The Dysfunctional Duo

By Harold Meyerson
Wednesday, February 18, 2009

We are hemorrhaging jobs just now, but by historic standards, unemployment may look a little low. The official unemployment rate (which understates actual unemployment, to be sure) is at 7.6 percent, a far cry from the 10 percent-plus during the downturn of the early 1980s. In those years, Midwestern manufacturing shed more jobs than it is shedding today. Where's the comparable unemployment now?

It's out there, and then some. Only, it's in East Asia. We've offshored it.

In China, where exports dropped 17.5 percent in January, tens of thousands of factories have closed, and the government estimates that 20 million migrant workers -- rural Chinese who moved to manufacturing zones for the work -- have lost their jobs. Japan, Hong Kong, Singapore and Taiwan all project declines in their gross domestic products this year.

The problem is that East Asia is one big export platform, and its mega-importer -- the United States -- has stopped buying. If the emblematic image of the Great Depression was that of Americans lined up for bread or living in urban shantytowns, the signature image of the current collapse is the acres of Japanese-made cars gathering dust in the immense parking lots abutting the Los Angeles and Long Beach harbors. According to Morgan Stanley economists, exports account for 47 percent of the output of East Asia's developing economies. Here in the United States, consumption accounted for more than 70 percent of our GDP on the eve of our consumer meltdown.

The solution for East Asia, and China in particular, is to change its economic strategy. Instead of relying so heavily on exports, China will have to increase its domestic consumption. It will have to invest in upgrading its infrastructure and establish social insurance programs so that its citizens, instead of hoarding money, will be able to spend more. It will have to allow wage levels to rise, creating a more stable domestic market for its goods.
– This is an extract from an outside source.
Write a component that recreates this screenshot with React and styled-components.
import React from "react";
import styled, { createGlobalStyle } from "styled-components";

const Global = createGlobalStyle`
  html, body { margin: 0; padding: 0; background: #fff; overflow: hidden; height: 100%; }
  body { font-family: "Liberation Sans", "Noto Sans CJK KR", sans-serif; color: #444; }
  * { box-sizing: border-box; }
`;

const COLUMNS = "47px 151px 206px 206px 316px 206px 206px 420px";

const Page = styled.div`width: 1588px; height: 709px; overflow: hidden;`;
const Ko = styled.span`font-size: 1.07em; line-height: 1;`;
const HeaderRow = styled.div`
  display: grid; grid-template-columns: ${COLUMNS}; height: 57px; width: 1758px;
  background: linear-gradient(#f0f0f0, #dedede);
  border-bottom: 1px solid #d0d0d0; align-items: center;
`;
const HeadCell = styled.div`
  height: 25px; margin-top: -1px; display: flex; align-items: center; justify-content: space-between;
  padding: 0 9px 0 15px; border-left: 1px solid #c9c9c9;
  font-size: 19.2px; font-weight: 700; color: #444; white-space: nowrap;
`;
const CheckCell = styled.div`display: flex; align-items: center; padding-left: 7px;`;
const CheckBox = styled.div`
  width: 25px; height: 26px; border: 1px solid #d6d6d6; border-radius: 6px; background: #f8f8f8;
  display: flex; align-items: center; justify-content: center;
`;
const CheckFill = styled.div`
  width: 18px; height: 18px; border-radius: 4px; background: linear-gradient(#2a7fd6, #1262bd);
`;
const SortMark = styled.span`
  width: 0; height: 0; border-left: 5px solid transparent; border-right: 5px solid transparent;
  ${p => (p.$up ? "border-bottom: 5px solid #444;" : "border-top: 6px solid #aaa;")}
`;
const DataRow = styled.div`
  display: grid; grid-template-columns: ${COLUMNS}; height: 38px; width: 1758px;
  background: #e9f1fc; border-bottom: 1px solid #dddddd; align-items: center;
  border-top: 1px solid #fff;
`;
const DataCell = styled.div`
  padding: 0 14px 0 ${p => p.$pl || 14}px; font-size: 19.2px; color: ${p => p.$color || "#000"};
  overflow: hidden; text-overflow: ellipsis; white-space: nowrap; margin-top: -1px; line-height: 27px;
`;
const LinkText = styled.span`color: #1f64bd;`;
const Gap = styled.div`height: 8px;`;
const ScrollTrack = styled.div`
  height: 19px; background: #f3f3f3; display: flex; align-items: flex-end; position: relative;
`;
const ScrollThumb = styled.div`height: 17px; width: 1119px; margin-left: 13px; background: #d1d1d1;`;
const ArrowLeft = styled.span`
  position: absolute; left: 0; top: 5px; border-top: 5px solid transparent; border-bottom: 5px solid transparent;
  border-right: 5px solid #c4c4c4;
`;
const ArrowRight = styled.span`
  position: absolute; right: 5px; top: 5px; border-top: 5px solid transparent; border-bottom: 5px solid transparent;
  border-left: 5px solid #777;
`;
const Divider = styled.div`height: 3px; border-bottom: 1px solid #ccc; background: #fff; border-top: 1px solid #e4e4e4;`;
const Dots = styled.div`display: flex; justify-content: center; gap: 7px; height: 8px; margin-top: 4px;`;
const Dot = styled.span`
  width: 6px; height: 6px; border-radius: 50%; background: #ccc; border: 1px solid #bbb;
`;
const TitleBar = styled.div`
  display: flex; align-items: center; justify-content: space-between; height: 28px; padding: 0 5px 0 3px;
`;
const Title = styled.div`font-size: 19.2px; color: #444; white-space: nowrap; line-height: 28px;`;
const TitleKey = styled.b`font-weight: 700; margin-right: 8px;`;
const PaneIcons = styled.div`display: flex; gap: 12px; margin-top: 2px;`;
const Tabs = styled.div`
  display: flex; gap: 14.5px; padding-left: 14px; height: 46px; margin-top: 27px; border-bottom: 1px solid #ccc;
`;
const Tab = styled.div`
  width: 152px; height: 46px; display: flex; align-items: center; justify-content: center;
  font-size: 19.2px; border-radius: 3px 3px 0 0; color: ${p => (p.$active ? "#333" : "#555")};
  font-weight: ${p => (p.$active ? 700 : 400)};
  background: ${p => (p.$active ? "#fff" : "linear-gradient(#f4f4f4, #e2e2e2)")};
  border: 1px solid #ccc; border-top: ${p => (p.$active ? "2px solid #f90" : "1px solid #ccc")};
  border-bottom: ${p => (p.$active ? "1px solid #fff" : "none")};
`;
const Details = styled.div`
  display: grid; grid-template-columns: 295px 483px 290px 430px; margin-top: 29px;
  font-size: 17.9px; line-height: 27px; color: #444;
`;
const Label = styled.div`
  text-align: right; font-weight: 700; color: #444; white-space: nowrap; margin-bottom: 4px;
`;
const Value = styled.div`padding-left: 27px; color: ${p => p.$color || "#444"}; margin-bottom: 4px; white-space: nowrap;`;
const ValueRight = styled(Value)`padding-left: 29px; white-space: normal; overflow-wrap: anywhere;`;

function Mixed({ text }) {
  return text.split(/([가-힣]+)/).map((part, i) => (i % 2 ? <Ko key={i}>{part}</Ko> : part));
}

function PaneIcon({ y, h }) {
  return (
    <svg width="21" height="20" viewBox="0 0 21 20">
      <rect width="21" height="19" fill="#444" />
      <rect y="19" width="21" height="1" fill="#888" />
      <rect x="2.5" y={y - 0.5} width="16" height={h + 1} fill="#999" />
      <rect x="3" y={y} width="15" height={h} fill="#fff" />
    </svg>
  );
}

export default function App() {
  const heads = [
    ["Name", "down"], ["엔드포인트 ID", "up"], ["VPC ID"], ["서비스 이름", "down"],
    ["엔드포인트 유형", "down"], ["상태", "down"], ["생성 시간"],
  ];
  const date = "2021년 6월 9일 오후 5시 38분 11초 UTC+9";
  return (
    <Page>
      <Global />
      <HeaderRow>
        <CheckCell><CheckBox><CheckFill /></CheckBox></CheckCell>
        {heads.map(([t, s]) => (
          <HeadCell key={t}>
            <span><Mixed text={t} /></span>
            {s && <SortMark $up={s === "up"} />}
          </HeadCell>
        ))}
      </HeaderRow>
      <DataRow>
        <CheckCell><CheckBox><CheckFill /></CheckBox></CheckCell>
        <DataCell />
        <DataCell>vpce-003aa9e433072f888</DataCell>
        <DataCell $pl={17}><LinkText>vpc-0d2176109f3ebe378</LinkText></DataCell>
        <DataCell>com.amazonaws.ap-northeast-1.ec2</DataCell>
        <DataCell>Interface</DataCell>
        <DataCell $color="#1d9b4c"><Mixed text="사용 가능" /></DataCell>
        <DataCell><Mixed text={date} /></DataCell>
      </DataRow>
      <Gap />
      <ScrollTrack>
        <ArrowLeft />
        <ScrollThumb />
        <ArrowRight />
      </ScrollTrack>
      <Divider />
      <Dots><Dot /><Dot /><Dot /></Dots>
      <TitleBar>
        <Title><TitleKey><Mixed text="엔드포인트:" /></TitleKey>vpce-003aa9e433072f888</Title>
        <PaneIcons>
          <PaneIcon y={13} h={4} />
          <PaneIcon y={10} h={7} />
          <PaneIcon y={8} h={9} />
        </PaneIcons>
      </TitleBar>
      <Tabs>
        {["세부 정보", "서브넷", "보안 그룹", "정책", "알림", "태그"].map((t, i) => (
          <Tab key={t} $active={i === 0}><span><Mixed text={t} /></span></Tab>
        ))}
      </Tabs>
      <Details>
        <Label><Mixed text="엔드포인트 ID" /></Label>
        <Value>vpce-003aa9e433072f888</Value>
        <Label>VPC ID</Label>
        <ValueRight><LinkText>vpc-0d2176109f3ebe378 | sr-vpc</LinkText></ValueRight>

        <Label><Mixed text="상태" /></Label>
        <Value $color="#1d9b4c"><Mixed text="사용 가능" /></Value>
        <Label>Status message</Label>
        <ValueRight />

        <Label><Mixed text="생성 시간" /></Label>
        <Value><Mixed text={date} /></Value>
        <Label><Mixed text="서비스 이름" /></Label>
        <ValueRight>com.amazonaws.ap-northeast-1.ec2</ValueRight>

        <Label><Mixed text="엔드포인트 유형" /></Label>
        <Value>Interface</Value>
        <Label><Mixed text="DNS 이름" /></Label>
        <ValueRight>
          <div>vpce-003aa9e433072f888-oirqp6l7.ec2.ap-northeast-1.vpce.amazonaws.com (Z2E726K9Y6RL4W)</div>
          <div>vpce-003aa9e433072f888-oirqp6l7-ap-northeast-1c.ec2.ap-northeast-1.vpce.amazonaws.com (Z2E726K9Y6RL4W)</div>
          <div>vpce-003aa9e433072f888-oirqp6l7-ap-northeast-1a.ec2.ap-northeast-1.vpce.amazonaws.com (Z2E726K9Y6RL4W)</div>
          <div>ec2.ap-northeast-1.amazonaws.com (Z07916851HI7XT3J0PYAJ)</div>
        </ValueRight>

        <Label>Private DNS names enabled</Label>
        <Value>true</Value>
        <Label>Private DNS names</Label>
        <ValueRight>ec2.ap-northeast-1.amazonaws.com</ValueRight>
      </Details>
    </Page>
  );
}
Devising a successful economic strategy for the United States is a good deal trickier. When our economic elites offshored much of our manufacturing sector to East Asia and other cheap-labor lands, and took arms against union labor here at home, they ensured that most of the American jobs created over the past quarter-century would come in retail and service sectors that paid less than manufacturing. Every year for the past couple of decades, we've added lots more sales-clerk, cashier and fast-food jobs than we've created in high technology or energy. Yet Americans have been able to maintain middle-class living standards -- not through rising income but through rising debt, available to us because China has funneled the immense revenue it amassed selling us goods back to us in the form of loans that we can no longer repay.
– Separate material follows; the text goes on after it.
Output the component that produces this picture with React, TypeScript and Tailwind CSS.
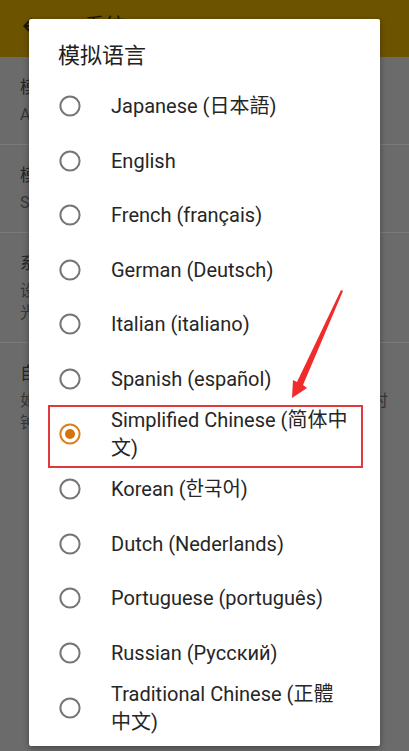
import React from "react";

const latin = {
  fontFamily:
    'Roboto, "Noto Sans CJK SC", "Noto Sans CJK KR", "Noto Sans CJK JP", sans-serif',
};

type Lang = { lines: string[]; selected?: boolean };

const langs: Lang[] = [
  { lines: ["Japanese (日本語)"] },
  { lines: ["English"] },
  { lines: ["French (français)"] },
  { lines: ["German (Deutsch)"] },
  { lines: ["Italian (italiano)"] },
  { lines: ["Spanish (español)"] },
  { lines: ["Simplified Chinese (简体中", "文)"], selected: true },
  { lines: ["Korean (한국어)"] },
  { lines: ["Dutch (Nederlands)"] },
  { lines: ["Portuguese (português)"] },
  { lines: ["Russian (Русский)"] },
  { lines: ["Traditional Chinese (正體", "中文)"] },
];

function Radio({ selected }: { selected?: boolean }) {
  return (
    <svg width="24" height="24" viewBox="0 0 24 24" className="shrink-0">
      {selected ? (
        <>
          <circle cx="12" cy="12" r="9.6" fill="none" stroke="#d9801f" strokeWidth="2" />
          <circle cx="12" cy="12" r="5" fill="#d4740c" />
        </>
      ) : (
        <circle cx="12" cy="12" r="9.6" fill="none" stroke="#767676" strokeWidth="2" />
      )}
    </svg>
  );
}

const bgItems = [
  { title: "模拟设备", subs: ["Android"] },
  { title: "模拟语言", subs: ["Simplified"] },
  { title: "系统字体", subs: ["设置字体", "光标位置"] },
  { title: "自动切换", subs: ["如果开启，应用将在检测到系统语言变化后的一段时", "钟内自动切换"] },
];

export default function App() {
  return (
    <div className="relative w-[409px] h-[751px] overflow-hidden bg-[#6b6b6b]" style={latin}>
      {/* top bar (dimmed) */}
      <div className="h-[57px] bg-[#6b5300] flex items-center pb-[6px] pl-[19px]">
        <svg width="24" height="24" viewBox="0 0 24 24">
          <path d="M20 11H7.83l5.59-5.59L12 4l-8 8 8 8 1.41-1.41L7.83 13H20v-2z" fill="#1c1500" />
        </svg>
        <span className="ml-[42px] text-[20px] text-[#1c1500]">系统</span>
      </div>
      {/* background list (dimmed) */}
      <div className="flex flex-col">
        {bgItems.map((it, i) => (
          <div
            key={i}
            className={
              i < bgItems.length - 1
                ? "px-5 pt-[18px] pb-[18px] border-b border-[#7a7a7a]"
                : "px-5 pt-[18px] pb-[18px]"
            }
          >
            <div className="text-[17px] leading-[24px] text-[#262626]">{it.title}</div>
            <div className="mt-[5px] text-[16px] leading-[22px] text-[#363636]">
              {it.subs.map((s, j) => (
                <div key={j} className="whitespace-nowrap">{s}</div>
              ))}
            </div>
          </div>
        ))}
      </div>

      {/* dialog */}
      <div className="absolute left-[29px] top-[19px] w-[351px] h-[727px] bg-white rounded-[2px] shadow-[0_2px_6px_rgba(0,0,0,0.35)] flex flex-col">
        <div className="h-[60px] pt-[23px] pl-[29px] text-[22px] leading-[28px] text-[#212121]">
          模拟语言
        </div>
        <div className="flex flex-col">
          {langs.map((l, i) => (
            <div key={i} className="min-h-[54.5px] flex items-center pl-[29px]">
              <Radio selected={l.selected} />
              <div className="ml-[29px] text-[20px] leading-[28px] text-[#262626]">
                {l.lines.map((ln, j) => (
                  <div key={j} className="whitespace-nowrap">{ln}</div>
                ))}
              </div>
            </div>
          ))}
        </div>
      </div>

      {/* annotation box */}
      <div className="absolute left-[48px] top-[405px] w-[315px] h-[63px] border-2 border-[#e0393e]" />
      {/* annotation arrow */}
      <svg className="absolute left-0 top-0" width="409" height="751" viewBox="0 0 409 751">
        <polygon
          points="341,290 343,291 303,385 307,388 292,398 293,380 297,382"
          fill="#f02b2b"
        />
      </svg>
    </div>
  );
}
At the center of the global meltdown, then, is the misshapen economic codependency of the United States and China. Each has followed a fundamentally unstable economic model, with one nation suppressing wages so that it could export more and the other living on borrowed funds so that it could purchase more. Despite the sharply different roles that each nation carved for itself, though, a shared characteristic allowed them to chart their ultimately disastrous course.

What do the United States and China have in common? They are the only two major economic powers that are resolutely hostile to unions. In China, any unions not controlled by the state are outlawed, which is why so many protests about unpaid wages and the like take the form of riots; there's no legal way to enforce workers' rights. In the United States for the past 30 years, business has been implacably opposed to labor, routinely violating the National Labor Relations Act rather than permitting employees to join unions.

Over the past few years, as global alliances of unions have begun to win agreements with global corporations, there's been one major impediment to such accords. "I always look at the percentage of a company's revenues from two nations, China and the U.S.," says Ron Oswald of the International Union of Food Workers, "in deciding whether to push for an international agreement." That's what happens when worker organizing is all but forbidden.

But suppose that China and the United States did have powerful unions. In China, such unions might have pushed for higher wages, social insurance and more domestic consumption. Here, such unions would have preserved more of a manufacturing sector and boosted wages in the service and retail sectors, so that American consumers could have relied more on income than on credit to make their purchases. The two nations would have had more sustainable economic strategies. And the world economy might not now be plunging into what, so far, appears to be a bottomless pit.